→ **STATED TASK**: Find the lines that contain the word "React" and copy each one.

→ **PROVIDED MATERIAL**:

- - -

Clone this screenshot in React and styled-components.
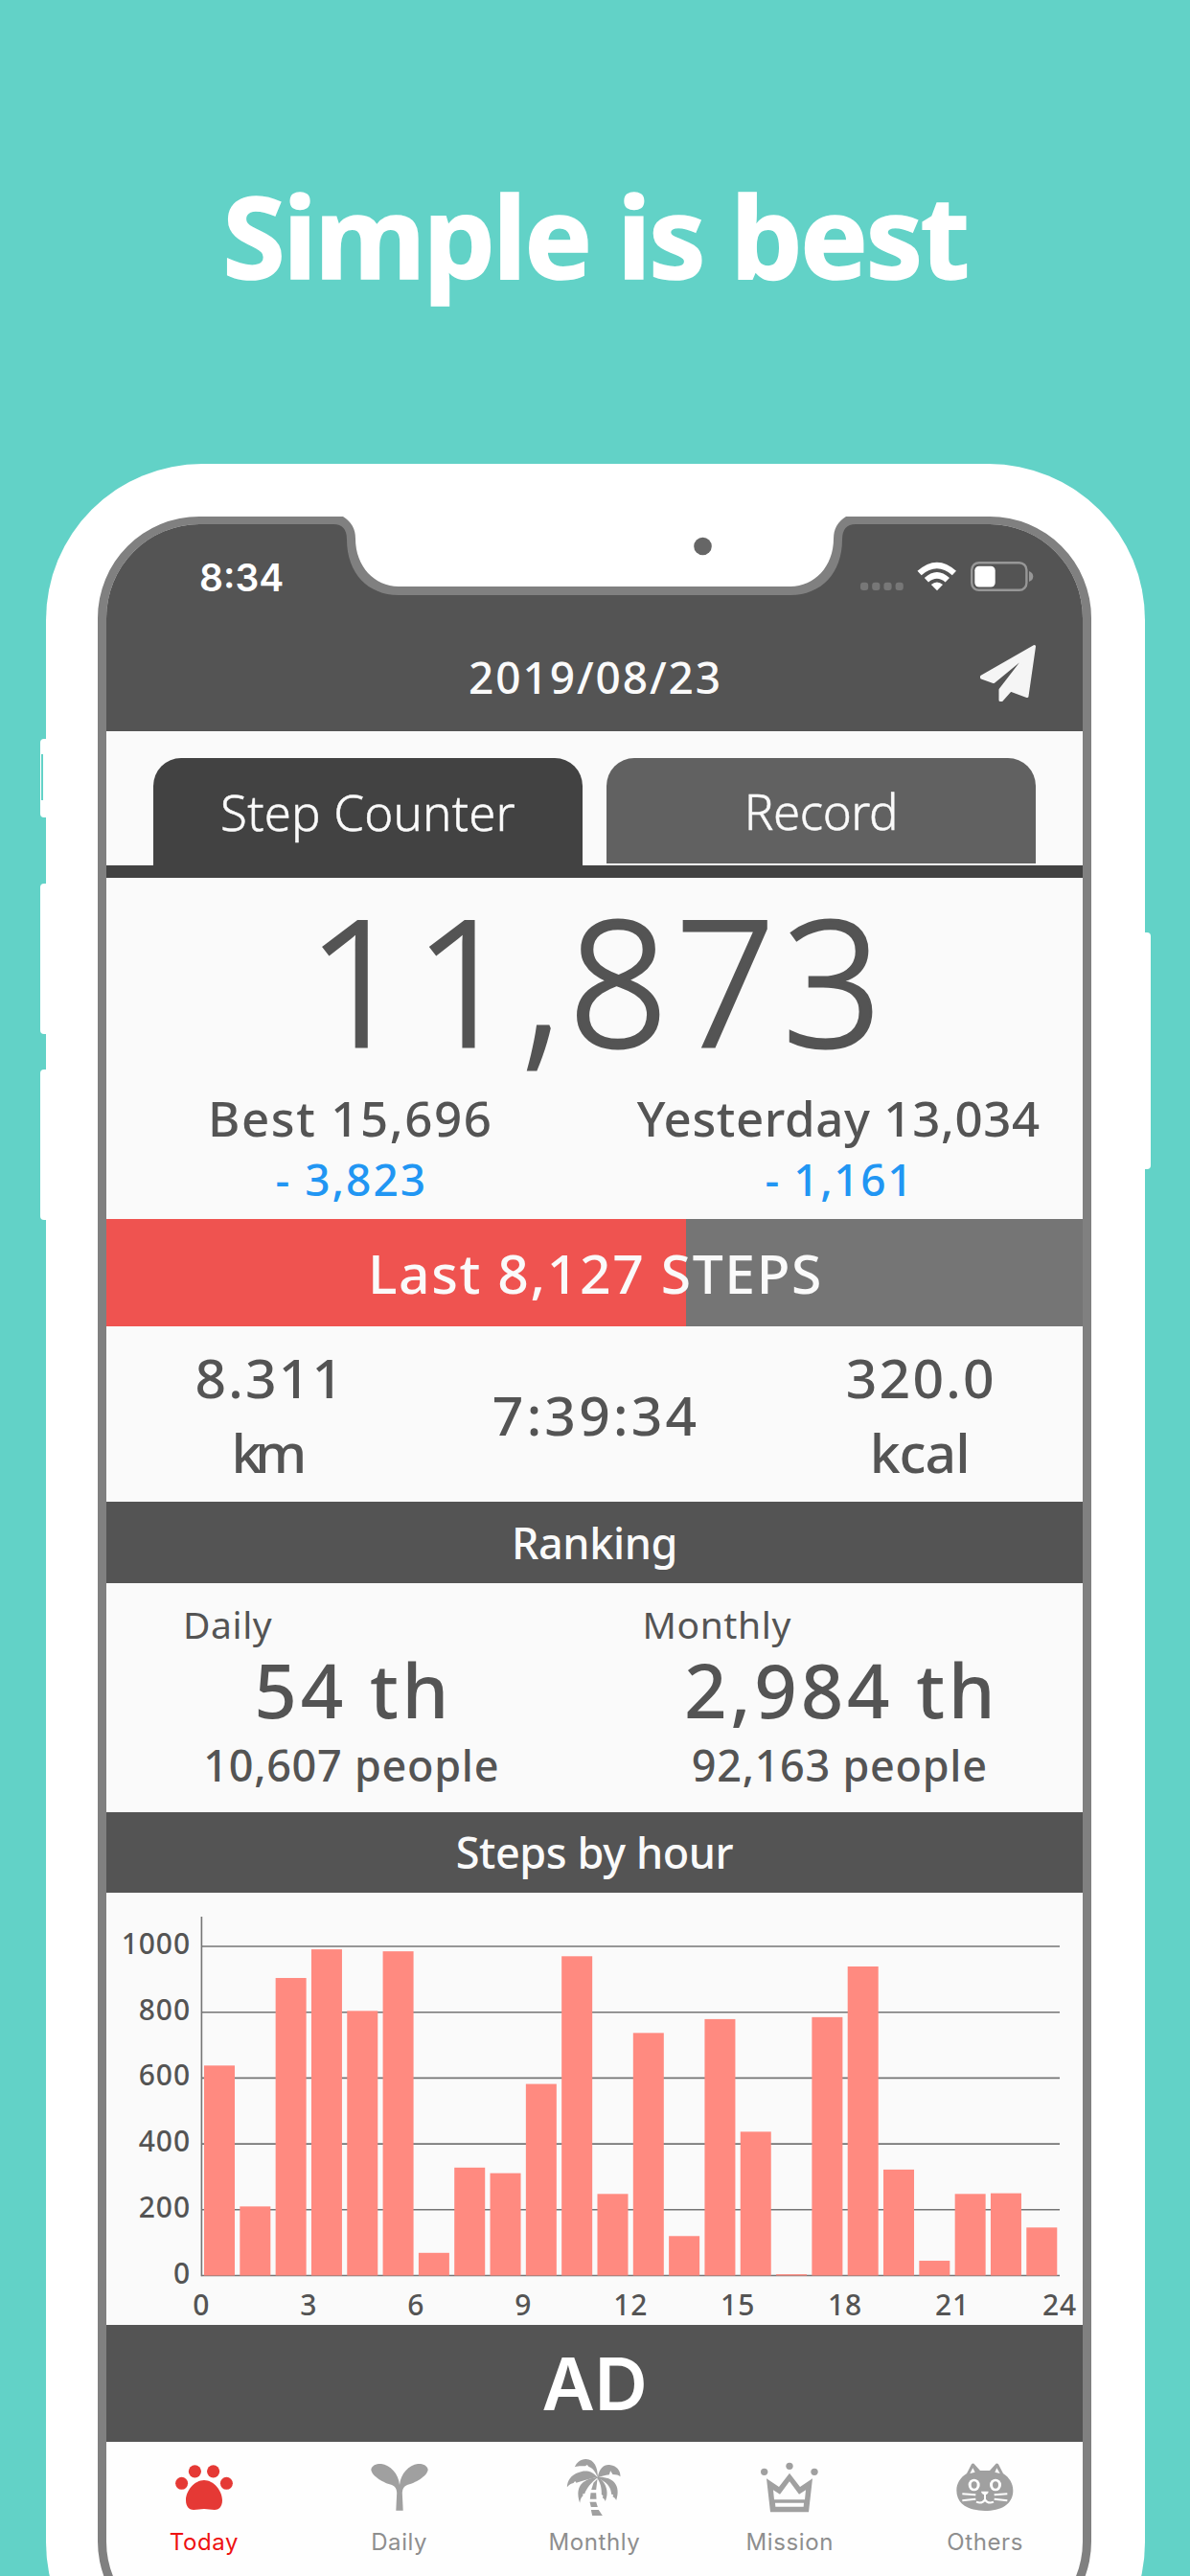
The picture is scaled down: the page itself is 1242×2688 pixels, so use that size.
import React from 'react';
import styled, { createGlobalStyle } from 'styled-components';

const GlobalStyle = createGlobalStyle`
  * {
    box-sizing: border-box;
  }

  body {
    margin: 0;
    background-color: #62d2c7;
    font-family: 'Noto Sans', 'Open Sans', sans-serif;
    font-weight: 500;
    color: #545454;
  }
`;

// Page
const Page = styled.div`
  width: 1242px;
  height: 2688px;
  overflow: hidden;
  background-color: #62d2c7;
`;

const Title = styled.h1`
  margin: 0;
  height: 484px;
  line-height: 490px;
  text-align: center;
  color: #fff;
  font-size: 119px;
  font-weight: 700;
  letter-spacing: -2.6px;
  -webkit-text-stroke: 1.5px #fff;
`;

// Phone body
const Phone = styled.div`
  position: relative;
  width: 1147px;
  height: 2332px;
  margin-left: 48px;
  padding: 55px 56px 0 54px;
  background-color: #fff;
  border-radius: 163px;
`;

// Physical buttons that stick out of the phone's edge
const SideButton = styled.span`
  position: absolute;
  top: ${({ $top }) => $top}px;
  ${({ $side }) => $side}: -6px;
  width: 14px;
  height: ${({ $height }) => $height}px;
  border-radius: 4px;
  background-color: #fff;
`;

const MuteLine = styled.span`
  position: absolute;
  top: 303px;
  left: -5px;
  width: 2px;
  height: 48px;
  background-color: #62d2c7;
`;

const Screen = styled.div`
  display: flex;
  flex-direction: column;
  height: 2219px;
  border: 9px solid #808080;
  border-top-width: 8px;
  border-radius: 106px;
  overflow: hidden;
  background-color: #fefefe;
`;

const Notch = styled.svg`
  position: absolute;
  top: 53px;
  left: 292px;
`;

// Header
const Header = styled.header`
  flex: none;
  height: 216px;
  background-color: #545454;
  color: #fafafa;
`;

const StatusBar = styled.div`
  display: flex;
  align-items: center;
  justify-content: space-between;
  height: 110px;
  padding: 0 51px 0 97px;
`;

const Clock = styled.span`
  color: #fff;
  font-family: Inter, sans-serif;
  font-size: 39px;
  font-weight: 600;
`;

const StatusIcons = styled.div`
  display: flex;
  align-items: center;
`;

const DateBar = styled.div`
  display: grid;
  grid-template-columns: 1fr auto 1fr;
  align-items: center;
  height: 97px;
  padding: 0 48px;
`;

const DateText = styled.span`
  grid-column: 2;
  font-size: 46px;
  letter-spacing: 1.9px;
  text-indent: 2px;
`;

const ShareButton = styled.button`
  justify-self: end;
  display: flex;
  padding: 0;
  border: none;
  background: none;
  color: #f5f5f5;
  margin-top: -8px;
`;

// Tabs
const Tabs = styled.div`
  flex: none;
  display: flex;
  gap: 25px;
  height: 153px;
  padding: 28px 49px 0 49px;
  border-bottom: 13px solid #424242;
  background-color: #fafafa;
`;

const Tab = styled.button`
  flex: 1;
  height: ${({ $active }) => ($active ? 112 : 110)}px;
  padding: 0;
  border: none;
  border-radius: 29px 29px 0 0;
  background-color: ${({ $active }) => ($active ? '#424242' : '#616161')};
  color: #fafafa;
  font-family: inherit;
  font-size: 51px;
  font-weight: 300;
  letter-spacing: ${({ $spacing }) => $spacing}px;
  -webkit-text-stroke: 0.5px #fafafa;
`;

// Steps of today
const Counter = styled.section`
  flex: none;
  height: 356px;
  background-color: #fafafa;
`;

const Count = styled.div`
  height: 210px;
  line-height: 210px;
  text-align: center;
  text-indent: 8px;
  font-size: 183px;
  font-weight: 300;
  letter-spacing: 7.4px;
  -webkit-text-stroke: 2.8px #545454;
`;

const Columns = styled.div`
  display: grid;
  grid-template-columns: repeat(${({ $count }) => $count}, 1fr);
  text-align: center;
`;

const Compare = styled.div`
  font-size: 51px;
  line-height: 81px;
  white-space: nowrap;
  letter-spacing: ${({ $spacing }) => $spacing}px;
`;

const Difference = styled.div`
  color: #2196f3;
  font-size: 46px;
  line-height: 46px;
  letter-spacing: ${({ $spacing }) => $spacing}px;
  text-indent: 2px;
`;

// Goal progress
const Progress = styled.div`
  flex: none;
  height: 112px;
  line-height: 112px;
  text-align: center;
  text-indent: 2px;
  color: #fafafa;
  font-size: 57px;
  letter-spacing: 1.6px;
  background: linear-gradient(
    to right,
    #ef5350 ${({ $percent }) => $percent}%,
    #757575 ${({ $percent }) => $percent}%
  );
`;

const Stats = styled(Columns)`
  flex: none;
  align-items: center;
  height: 183px;
  background-color: #fafafa;
  font-size: 57px;
  line-height: 78px;
`;

const StatLine = styled.div`
  letter-spacing: ${({ $spacing }) => $spacing}px;
  text-indent: ${({ $spacing }) => $spacing}px;
`;

const SectionTitle = styled.h2`
  flex: none;
  margin: 0;
  height: ${({ $height }) => $height}px;
  line-height: ${({ $height }) => $height}px;
  text-align: center;
  background-color: #545454;
  color: #fafafa;
  font-size: 45px;
  font-weight: 500;
  letter-spacing: -0.4px;
`;

// Ranking
const Ranking = styled(Columns)`
  flex: none;
  height: 239px;
  padding-top: 10px;
  background-color: #fafafa;
`;

const RankLabel = styled.div`
  padding-left: ${({ $indent }) => $indent}px;
  text-align: left;
  font-size: 39px;
  font-weight: 400;
  line-height: 66px;
  letter-spacing: 0.6px;
`;

const RankValue = styled.div`
  font-size: 78px;
  line-height: 71px;
  letter-spacing: 3.7px;
  text-indent: 6px;
`;

const RankPeople = styled.div`
  font-size: 45px;
  line-height: 86px;
  letter-spacing: 0.7px;
  text-indent: 2px;
`;

// Chart
const ChartBox = styled.svg`
  flex: none;
  display: block;
  background-color: #fafafa;
  font-size: 30px;
  letter-spacing: 0.9px;
`;

const Ad = styled.div`
  flex: none;
  height: 122px;
  line-height: 122px;
  text-align: center;
  background-color: #545454;
  color: #fff;
  font-family: Inter, sans-serif;
  font-size: 76px;
  font-weight: 600;
`;

// Bottom navigation
const Nav = styled.nav`
  display: grid;
  grid-template-columns: repeat(5, 1fr);
  padding-top: 18px;
`;

const NavItem = styled.div`
  display: flex;
  flex-direction: column;
  align-items: center;
  color: ${({ $active }) => ($active ? '#e53935' : '#a0a0a0')};
`;

const NavLabel = styled.span`
  color: ${({ $active }) => ($active ? '#ee1111' : '#8e8e8e')};
  font-family: Inter, sans-serif;
  font-size: 24px;
  font-weight: 400;
  line-height: 53px;
  letter-spacing: 0.6px;
`;

const PhoneNotch = () => (
  <Notch width="561" height="90" viewBox="340 537 561 90">
    <path
      fill="#808080"
      d="M340 539 V547 H348 Q362 547 362 563 C362 598 384 621 416 621 H825 C857 621 879 598 879 563 Q879 547 893 547 H901 V539 Z"
    />
    <path
      fill="#fff"
      d="M340 537 V539 H358 Q371 547 371 562 C371 591 391 612 416 612 H825 C850 612 870 591 870 562 Q870 547 883 539 H901 V537 Z"
    />
    <circle cx="733.5" cy="570" r="9.3" fill="#666" />
  </Notch>
);

// Signal dots, wifi and battery
const StatusGlyphs = () => (
  <svg width="182" height="34" viewBox="897 585 182 34" fill="#fff">
    {[898, 910.2, 922.4, 934.6].map((x) => (
      <rect key={x} x={x} y="607.7" width="8.2" height="8.3" rx="3" fill="#777" />
    ))}
    <path d="M957.5 595.8 Q978 577.5 998 595.8 L993.8 600.2 Q978 586.5 961.7 600.2 Z" />
    <path d="M964.8 603 Q978 590.8 991 603 L986.6 607.4 Q978 600 969 607.4 Z" />
    <path d="M971.8 610 Q978 605 984 610 L978 616.3 Z" />
    <rect x="1014.2" y="587.2" width="57.2" height="28.6" rx="7.5" fill="none" stroke="#979797" strokeWidth="2.4" />
    <rect x="1017.3" y="590.7" width="21.4" height="21.8" rx="4.5" />
    <path d="M1074 596 Q1078.3 597.5 1078.3 601.5 Q1078.3 605.5 1074 607 Z" fill="#979797" />
  </svg>
);

const PlaneIcon = () => (
  <svg width="60" height="60" viewBox="0 0 60 60" fill="currentColor" stroke="currentColor">
    <path
      strokeWidth="3"
      strokeLinejoin="round"
      d="M2.5 34 L57.5 2.5 L50 54.5 L32.6 48.2 L23.5 58.5 H22 V47.6 L51.5 9.5 L15 39.5 L2.5 35 Z"
    />
  </svg>
);

const PawIcon = () => (
  <svg width="60" height="60" viewBox="0 0 60 60" fill="currentColor">
    <circle cx="6.6" cy="25.3" r="6.5" />
    <circle cx="20.4" cy="12.8" r="6.6" />
    <circle cx="39.6" cy="12.8" r="6.6" />
    <circle cx="53.4" cy="25.3" r="6.5" />
    <path d="M30 22 C40 22 49 33 49 43 C49 50 45 53 41 53 C37 53 34 52 30 52 C26 52 23 53 19 53 C15 53 11 50 11 43 C11 33 20 22 30 22 Z" />
  </svg>
);

const SproutIcon = () => (
  <svg width="60" height="60" viewBox="0 0 60 60" fill="currentColor">
    <path d="M26.3 53.7 L27.2 35 Q27 29 22 27 C14 25 1 18 0.3 11 C1 6 7 4.6 11 5 C20 6 29 15 30 27 C31 15 40 6 49 5 C53 4.6 59 6 59.7 11 C59 18 46 25 38 27 Q33 29 32.8 35 L33.7 53.7 Z" />
  </svg>
);

const PalmIcon = () => (
  <svg width="60" height="60" viewBox="61.5 18 180 180" fill="currentColor">
    <path d="M163 76 C164 45 152 18 126 18 C108 18 97 29 91 43 C104 38 115 40 124 40 L130 36 L135 42 C150 48 157 60 163 76 Z" />
    <path d="M163 76 C145 52 120 52 103 60 C80 68 68 84 67 106 C74 98 80 94 87 93 L92 87 L96 92 C115 88 135 78 163 76 Z" />
    <path d="M163 74 C125 80 88 95 107 155 C110 140 112 138 117 133 L116 127 L122 127 C128 110 142 92 163 76 Z" />
    <path d="M163 76 C168 45 185 33 203 37 C222 40 234 52 234 73 C228 68 222 66 210 66 L203 55 L199 67 C185 68 175 72 163 76 Z" />
    <path d="M163 74 C210 72 237 98 221 147 C218 140 214 138 210 136 L212 130 L206 128 C205 105 190 88 163 78 Z" />
    <path d="M161 74 C186 84 201 118 187 150 C184 144 181 141 178 139 L180 133 L175 129 C176 110 171 90 161 78 Z" />
    <path d="M150 92 L162 80 L158 114 H143 Z M141 124 H158 L159 143 H139 Z M138 152 H158 L163 168 H142 Z M142 177 H166 L178 195 H146 Z" />
  </svg>
);

const CrownIcon = () => (
  <svg width="60" height="60" viewBox="672 18 180 180" fill="currentColor">
    <circle cx="683" cy="58" r="11" />
    <circle cx="762" cy="40" r="11" />
    <circle cx="840" cy="58" r="11" />
    <path
      fillRule="evenodd"
      d="M690 79 L729 105 L762 62 L795 105 L834 79 L822 184 H702 Z M711 115 L732 128 L762 88 L792 128 L813 115 L810 145 H714 Z M717 155 H807 L806 167 H718 Z"
    />
  </svg>
);

const CatIcon = () => (
  <svg width="60" height="60" viewBox="1286 18 180 180" fill="currentColor">
    <path d="M1334 34 Q1339 29 1344 35 L1361 54 H1391 L1408 35 Q1413 29 1418 34 L1433 63 C1453 76 1464 95 1464 116 C1464 160 1425 180 1376 180 C1327 180 1287 160 1287 116 C1287 95 1298 76 1319 63 Z" />
    <g fill="#fefefe">
      <path d="M1338 46 L1329 63 L1345 59 Z M1413 46 L1407 59 L1423 63 Z" />
      <ellipse cx="1342" cy="99" rx="18" ry="19" />
      <ellipse cx="1409" cy="99" rx="18" ry="19" />
      <path d="M1364 119 H1387 Q1386 129 1376 130 Q1366 129 1364 119 Z" />
    </g>
    <ellipse cx="1342" cy="99" rx="9" ry="11" />
    <ellipse cx="1409" cy="99" rx="9" ry="11" />
    <path
      fill="none"
      stroke="#fefefe"
      strokeWidth="6"
      d="M1376 124 V146 M1349 152 Q1366 160 1376 145 Q1386 160 1403 152 M1305 127 L1347 130 M1305 148 L1347 143 M1405 130 L1446 127 M1405 143 L1446 148"
    />
  </svg>
);

const hourlySteps = [
  638, 210, 904, 991, 804, 985, 69, 328, 311, 582, 970, 248, 737, 120, 779, 437, 4, 785, 939, 322, 45, 248, 250, 146,
];

const CHART_LEFT = 210.4;
const CHART_RIGHT = 1106;
const CHART_BOTTOM = 2374.5;
const STEP_HEIGHT = 0.3435;
const HOUR_WIDTH = (CHART_RIGHT - CHART_LEFT) / 24;

const StepsChart = () => (
  <ChartBox width="1019" height="451" viewBox="111 1975 1019 451">
    {[0, 200, 400, 600, 800, 1000].map((value) => {
      const y = CHART_BOTTOM - value * STEP_HEIGHT;
      return (
        <g key={value}>
          <line x1={CHART_LEFT} x2={CHART_RIGHT} y1={y} y2={y} stroke="#757575" strokeWidth="1.6" />
          <text x="199" y={y + 8} textAnchor="end" fill="#545454">
            {value}
          </text>
        </g>
      );
    })}
    <line x1={CHART_LEFT} x2={CHART_LEFT} y1="2000" y2={CHART_BOTTOM + 0.8} stroke="#757575" strokeWidth="1.6" />
    {hourlySteps.map((steps, hour) => (
      <rect
        key={hour}
        x={CHART_LEFT + 2.6 + hour * HOUR_WIDTH}
        y={CHART_BOTTOM - steps * STEP_HEIGHT}
        width="32"
        height={steps * STEP_HEIGHT}
        fill="#ff8a80"
      />
    ))}
    {[0, 3, 6, 9, 12, 15, 18, 21, 24].map((hour) => (
      <text key={hour} x={CHART_LEFT + hour * HOUR_WIDTH} y="2416" textAnchor="middle" fill="#545454">
        {hour}
      </text>
    ))}
  </ChartBox>
);

const navItems = [
  { label: 'Today', Icon: PawIcon, active: true },
  { label: 'Daily', Icon: SproutIcon },
  { label: 'Monthly', Icon: PalmIcon },
  { label: 'Mission', Icon: CrownIcon },
  { label: 'Others', Icon: CatIcon },
];

const App = () => (
  <Page>
    <GlobalStyle />
    <Title>Simple is best</Title>
    <Phone>
      <SideButton $side="left" $top={287} $height={82} />
      <MuteLine />
      <SideButton $side="left" $top={438} $height={157} />
      <SideButton $side="left" $top={632} $height={157} />
      <SideButton $side="right" $top={489} $height={247} />
      <Screen>
        <Header>
          <StatusBar>
            <Clock>8:34</Clock>
            <StatusIcons>
              <StatusGlyphs />
            </StatusIcons>
          </StatusBar>
          <DateBar>
            <DateText>2019/08/23</DateText>
            <ShareButton>
              <PlaneIcon />
            </ShareButton>
          </DateBar>
        </Header>
        <Tabs>
          <Tab $active $spacing={0.2}>
            Step Counter
          </Tab>
          <Tab $spacing={-0.4}>Record</Tab>
        </Tabs>
        <Counter>
          <Count>11,873</Count>
          <Columns $count={2}>
            <div>
              <Compare $spacing={1.6}>Best 15,696</Compare>
              <Difference $spacing={2}>- 3,823</Difference>
            </div>
            <div>
              <Compare $spacing={0.6}>Yesterday 13,034</Compare>
              <Difference $spacing={1.6}>- 1,161</Difference>
            </div>
          </Columns>
        </Counter>
        <Progress $percent={59.4}>Last 8,127 STEPS</Progress>
        <Stats $count={3}>
          <div>
            <StatLine $spacing={2.2}>8.311</StatLine>
            <StatLine $spacing={-7}>km</StatLine>
          </div>
          <StatLine $spacing={3.2}>7:39:34</StatLine>
          <div>
            <StatLine $spacing={2.2}>320.0</StatLine>
            <StatLine $spacing={-1}>kcal</StatLine>
          </div>
        </Stats>
        <SectionTitle $height={85}>Ranking</SectionTitle>
        <Ranking $count={2}>
          <div>
            <RankLabel $indent={80}>Daily</RankLabel>
            <RankValue>54 th</RankValue>
            <RankPeople>10,607 people</RankPeople>
          </div>
          <div>
            <RankLabel $indent={50}>Monthly</RankLabel>
            <RankValue>2,984 th</RankValue>
            <RankPeople>92,163 people</RankPeople>
          </div>
        </Ranking>
        <SectionTitle $height={84}>Steps by hour</SectionTitle>
        <StepsChart />
        <Ad>AD</Ad>
        <Nav>
          {navItems.map(({ label, Icon, active }) => (
            <NavItem key={label} $active={active}>
              <Icon />
              <NavLabel $active={active}>{label}</NavLabel>
            </NavItem>
          ))}
        </Nav>
      </Screen>
      <PhoneNotch />
    </Phone>
  </Page>
);

export default App;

- - -

→ **OUTPUT BELOW**:
Clone this screenshot in React and styled-components.
import React from 'react';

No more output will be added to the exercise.